◆ **Task description**: Take every line that has the string "React" and copy it out.

(Pages as source code)
----
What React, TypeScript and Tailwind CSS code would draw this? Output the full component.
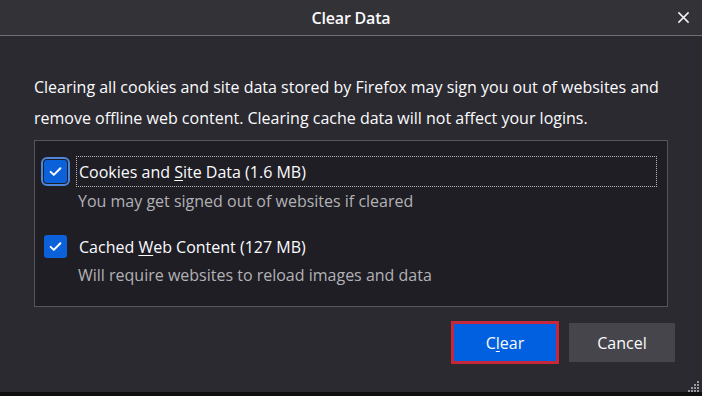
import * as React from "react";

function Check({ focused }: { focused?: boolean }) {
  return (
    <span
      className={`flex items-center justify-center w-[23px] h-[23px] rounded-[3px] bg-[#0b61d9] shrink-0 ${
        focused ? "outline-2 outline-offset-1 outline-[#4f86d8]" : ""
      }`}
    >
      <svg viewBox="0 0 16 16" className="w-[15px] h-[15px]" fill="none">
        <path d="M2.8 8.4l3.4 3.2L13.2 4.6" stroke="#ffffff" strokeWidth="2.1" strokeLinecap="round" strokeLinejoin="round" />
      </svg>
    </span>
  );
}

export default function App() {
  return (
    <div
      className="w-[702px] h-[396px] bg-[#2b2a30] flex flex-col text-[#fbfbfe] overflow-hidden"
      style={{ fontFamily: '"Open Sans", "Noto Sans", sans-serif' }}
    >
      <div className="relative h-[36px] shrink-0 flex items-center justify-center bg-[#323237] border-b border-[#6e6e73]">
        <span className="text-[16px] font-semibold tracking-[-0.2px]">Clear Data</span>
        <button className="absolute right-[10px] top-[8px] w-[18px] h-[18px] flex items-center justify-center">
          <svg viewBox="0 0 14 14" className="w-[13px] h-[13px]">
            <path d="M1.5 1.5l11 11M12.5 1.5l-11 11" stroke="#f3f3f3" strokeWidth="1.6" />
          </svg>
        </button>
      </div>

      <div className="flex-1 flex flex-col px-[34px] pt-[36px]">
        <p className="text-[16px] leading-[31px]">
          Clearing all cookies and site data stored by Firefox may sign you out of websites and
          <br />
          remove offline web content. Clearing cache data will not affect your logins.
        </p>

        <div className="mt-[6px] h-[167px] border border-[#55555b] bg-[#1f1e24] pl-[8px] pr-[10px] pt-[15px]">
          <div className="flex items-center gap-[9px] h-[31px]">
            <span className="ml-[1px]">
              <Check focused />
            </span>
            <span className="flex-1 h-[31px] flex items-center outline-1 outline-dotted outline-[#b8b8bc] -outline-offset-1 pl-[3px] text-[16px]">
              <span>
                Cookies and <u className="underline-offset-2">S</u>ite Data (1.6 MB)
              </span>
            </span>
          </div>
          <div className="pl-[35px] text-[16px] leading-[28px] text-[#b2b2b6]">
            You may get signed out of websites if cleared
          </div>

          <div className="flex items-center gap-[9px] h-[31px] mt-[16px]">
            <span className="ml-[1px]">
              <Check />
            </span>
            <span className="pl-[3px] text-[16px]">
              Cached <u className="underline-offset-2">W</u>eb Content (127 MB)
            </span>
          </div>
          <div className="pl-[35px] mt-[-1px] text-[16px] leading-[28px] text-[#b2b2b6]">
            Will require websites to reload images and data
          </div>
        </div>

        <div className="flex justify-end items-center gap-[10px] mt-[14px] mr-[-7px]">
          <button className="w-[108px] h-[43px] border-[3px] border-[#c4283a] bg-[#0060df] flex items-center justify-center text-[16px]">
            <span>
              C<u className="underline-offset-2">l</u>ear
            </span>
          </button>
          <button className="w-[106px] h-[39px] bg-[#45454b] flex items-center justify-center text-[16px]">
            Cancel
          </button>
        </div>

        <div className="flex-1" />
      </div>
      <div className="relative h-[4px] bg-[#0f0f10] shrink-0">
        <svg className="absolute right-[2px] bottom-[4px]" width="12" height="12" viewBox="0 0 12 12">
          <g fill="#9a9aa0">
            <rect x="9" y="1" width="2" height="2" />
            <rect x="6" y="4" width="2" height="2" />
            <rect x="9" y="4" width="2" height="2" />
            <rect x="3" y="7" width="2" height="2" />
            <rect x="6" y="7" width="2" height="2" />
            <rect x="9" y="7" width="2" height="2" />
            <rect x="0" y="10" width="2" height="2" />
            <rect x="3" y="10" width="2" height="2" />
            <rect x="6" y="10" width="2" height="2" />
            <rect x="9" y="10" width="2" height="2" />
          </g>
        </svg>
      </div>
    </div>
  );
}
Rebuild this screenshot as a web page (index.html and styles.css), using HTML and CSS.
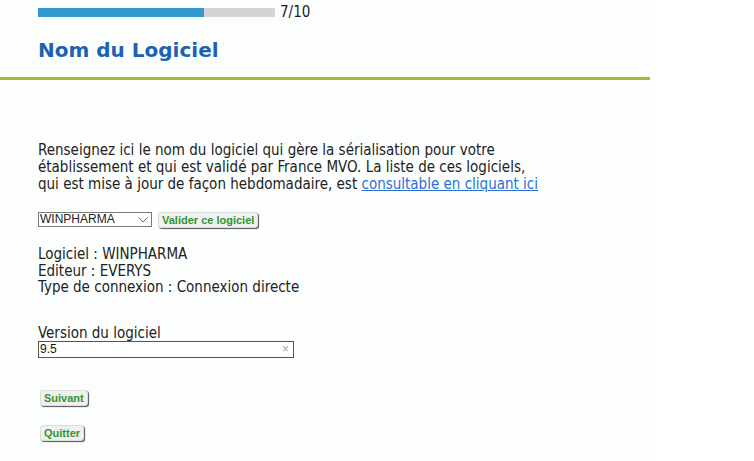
----
◆ **Task output**:
What React, TypeScript and Tailwind CSS code would draw this? Output the full component.
import * as React from "react";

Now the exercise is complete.